SETTING THE STAGE: Greene and a Muppet pal announce the World Science Festival.
Image: SCOTT GRIES Getty Images
Was Jason Bourne's amnesia neuroscientifically accurate? What does science have to say about morality or about basketball rebounds? If nothing else, the upcoming World Science Festival—running from May 28 through June 1 in New York City—breaks through the abstruseness barrier. Some three dozen panel discussions, science-inspired music and dance performances, and a street festival geared toward kids aim to reintegrate science into the broader culture. Organized by a group headed by the husband-and-wife team of Columbia University physicist and author Brian Greene and former ABC News television producer Tracy Day, the festival may become an annual event with yearlong activities around New York City. (Scientific American is a media partner.) We asked Greene to describe his motivations and what he hopes to achieve.
[Editor's Note: This is an expanded version of the Q&A that will appear in the June 2008 issue of Scientific American.]
What drove you to start the festival in the first place?
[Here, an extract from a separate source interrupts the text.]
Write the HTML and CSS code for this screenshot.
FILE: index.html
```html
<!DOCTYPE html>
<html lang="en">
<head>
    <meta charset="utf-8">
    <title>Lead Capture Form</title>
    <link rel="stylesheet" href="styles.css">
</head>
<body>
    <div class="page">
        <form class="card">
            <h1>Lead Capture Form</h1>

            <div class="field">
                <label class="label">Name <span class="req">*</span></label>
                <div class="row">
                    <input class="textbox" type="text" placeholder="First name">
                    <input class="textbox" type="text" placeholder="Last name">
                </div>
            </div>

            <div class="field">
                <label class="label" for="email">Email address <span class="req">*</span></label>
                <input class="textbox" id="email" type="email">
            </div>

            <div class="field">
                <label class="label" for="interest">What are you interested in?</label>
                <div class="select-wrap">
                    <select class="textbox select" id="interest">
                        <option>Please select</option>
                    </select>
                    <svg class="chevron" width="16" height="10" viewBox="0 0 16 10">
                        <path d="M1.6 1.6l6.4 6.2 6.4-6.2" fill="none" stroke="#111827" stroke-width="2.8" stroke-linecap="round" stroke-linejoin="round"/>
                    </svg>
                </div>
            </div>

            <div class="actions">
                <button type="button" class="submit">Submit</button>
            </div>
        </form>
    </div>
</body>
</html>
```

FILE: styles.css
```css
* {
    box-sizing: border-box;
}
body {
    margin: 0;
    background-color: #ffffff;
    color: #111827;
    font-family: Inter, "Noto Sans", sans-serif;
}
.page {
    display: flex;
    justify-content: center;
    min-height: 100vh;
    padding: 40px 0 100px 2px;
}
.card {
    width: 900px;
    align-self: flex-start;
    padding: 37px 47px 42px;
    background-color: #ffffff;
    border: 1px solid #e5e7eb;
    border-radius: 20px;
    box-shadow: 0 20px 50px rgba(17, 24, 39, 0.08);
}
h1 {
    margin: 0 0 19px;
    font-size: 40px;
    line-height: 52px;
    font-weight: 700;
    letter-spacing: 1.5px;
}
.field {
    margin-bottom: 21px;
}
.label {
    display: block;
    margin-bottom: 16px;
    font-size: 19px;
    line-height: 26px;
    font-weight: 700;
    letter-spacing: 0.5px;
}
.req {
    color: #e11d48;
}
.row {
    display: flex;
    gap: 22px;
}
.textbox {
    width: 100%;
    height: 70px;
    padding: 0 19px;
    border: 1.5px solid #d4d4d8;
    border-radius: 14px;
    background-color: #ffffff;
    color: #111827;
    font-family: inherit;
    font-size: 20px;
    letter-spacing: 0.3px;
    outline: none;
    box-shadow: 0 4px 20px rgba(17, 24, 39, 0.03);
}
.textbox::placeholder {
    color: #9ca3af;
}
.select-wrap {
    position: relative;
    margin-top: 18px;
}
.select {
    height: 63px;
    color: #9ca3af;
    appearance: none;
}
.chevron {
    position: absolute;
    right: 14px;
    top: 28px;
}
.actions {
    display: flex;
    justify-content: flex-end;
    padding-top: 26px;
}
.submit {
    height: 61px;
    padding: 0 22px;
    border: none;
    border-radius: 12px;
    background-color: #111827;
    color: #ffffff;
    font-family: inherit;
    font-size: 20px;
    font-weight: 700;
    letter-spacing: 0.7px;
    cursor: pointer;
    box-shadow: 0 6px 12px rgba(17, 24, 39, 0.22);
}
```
I'd say the biggest motivation is the recognition that the world is so increasingly reliant on science, and yet a large portion of the general public is intimidated by science. They somehow think it's something that you try to get through in school but once you got through it, it's something you leave behind. And I have so many experiences that have shown me that when people are presented science in a way that is accessible and compelling and inspirational, they not only love it, but they also find it opens up a whole new universe of thought, a whole connection to the world around them that they find enormously enriching. So the goal of the festival is to basically increase the number of people that have that experience.
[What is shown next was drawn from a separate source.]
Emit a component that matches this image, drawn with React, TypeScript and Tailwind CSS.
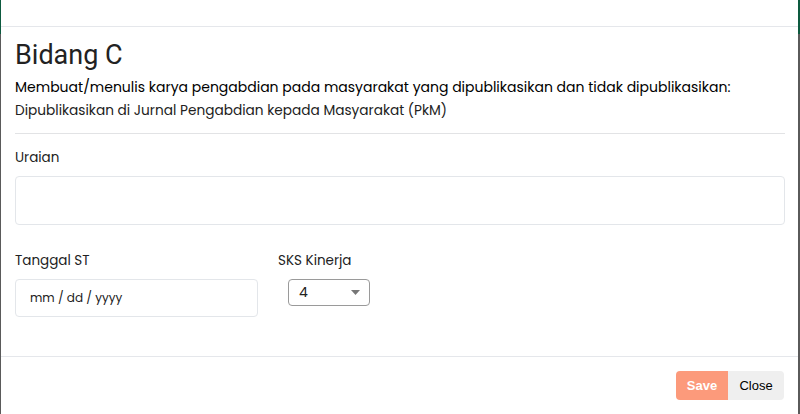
import React from 'react';

const font = { fontFamily: 'Poppins, "Open Sans", "Noto Sans", sans-serif' };

const App: React.FC = () => {
  return (
    <div className="w-[800px] h-[414px] overflow-hidden bg-[linear-gradient(to_bottom,#0d5a3f_34px,#5a5a5a_34px)] pl-px pr-[2px]">
      <div className="h-full bg-white text-[#212529] flex flex-col" style={font}>
        {/* header (scrolled away) */}
        <div className="h-[27px] border-b border-[#e5e7eb] shrink-0" />

        <div className="px-[14px] flex-1">
          <h1 className="mt-[12px] h-[32px] leading-[32px] text-[27px] font-normal text-[#222]" style={{ fontFamily: 'Roboto, sans-serif' }}>
            Bidang C
          </h1>
          <p className="mt-[5px] text-[14px] leading-[23px] font-normal text-black">
            Membuat/menulis karya pengabdian pada masyarakat yang dipublikasikan dan tidak dipublikasikan:
          </p>
          <p className="text-[13.7px] leading-[23px] text-[#222]">
            Dipublikasikan di Jurnal Pengabdian kepada Masyarakat (PkM)
          </p>
          <div className="mt-[11px] border-t border-[#e2e3e5] mr-[-1px]" />

          <label className="block mt-[14px] text-[13.5px] leading-[20px] text-[#222]">Uraian</label>
          <div className="mt-[8px] h-[49px] border border-[#e3e6ea] rounded-[4px] mr-[-1px]" />

          <div className="flex mt-[26px]">
            <div className="w-[243px]">
              <label className="block text-[13.5px] leading-[20px] text-[#222]">Tanggal ST</label>
              <div className="mt-[8px] h-[38px] border border-[#e3e6ea] rounded-[4px] flex items-center pl-[14px] text-[12px] text-[#222]">
                mm / dd / yyyy
              </div>
            </div>
            <div className="ml-[20px]">
              <label className="block text-[13.5px] leading-[20px] text-[#222]">SKS Kinerja</label>
              <div className="mt-[8px] ml-[10px] w-[82px] h-[27px] border border-[#9a9a9a] rounded-[4px] flex items-center justify-between pl-[10px] pr-[9px] text-[14px] text-[#222]">
                <span>4</span>
                <svg width="9" height="5" viewBox="0 0 9 5">
                  <path d="M0 0 L9 0 L4.5 5 Z" fill="#777" />
                </svg>
              </div>
            </div>
          </div>
        </div>

        <div className="h-[58px] border-t border-[#e5e7eb] flex items-start justify-end pt-[14px] pr-[14px] shrink-0">
          <div className="flex rounded-[4px] overflow-hidden text-[13px] h-[29px]" style={{ fontFamily: '"Liberation Sans", Arial, sans-serif' }}>
            <button className="w-[52px] bg-[#fc9a7b] text-white font-bold">Save</button>
            <button className="w-[56px] bg-[#efefef] text-black">Close</button>
          </div>
        </div>
      </div>
    </div>
  );
};

export default App;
I've gotten letters from soldiers in Iraq that life is so difficult there—in the dusty and lonely environment around Baghdad, where you can lose your life at any moment—and yet when they can retreat into popular science books, mine and others, and learn about cosmology and the particles and quantum physics, and learn that there's this deep reality that transcends their day-to-day existence, it just gives them a very new perspective and helps to keep them emotionally intact. That's science speaking to a life, not to just interesting thoughts in the head. And when you see that, the life-altering capability of embracing science, the motivation to have as many people experience that as possible is really strong.
But people are hindered by that sense of intimidation?
It's the intimidation and the cultural willingness to stay away from science. There was a great op-ed piece by Nicholas Kristof about two years ago in The New York Times and he called it "the hubris of the humanities." He was really observing the fact that in educated circles if you say, "I've never heard of that guy Shakespeare" or "Beethoven who?" people would be, like, that's odd. But in those very same circles, if you say, "What's a quark?" and "Quasars, what are those?" and "Square root, what's that about?"—in those circles, that's okay. In fact, for some people, that's a badge to be proud of, that you stayed away from the science. I think if you have a celebratory environment around science—one that gains a critical mass of great scientists, the general public, and media attention—you can begin to influence that cultural perspective.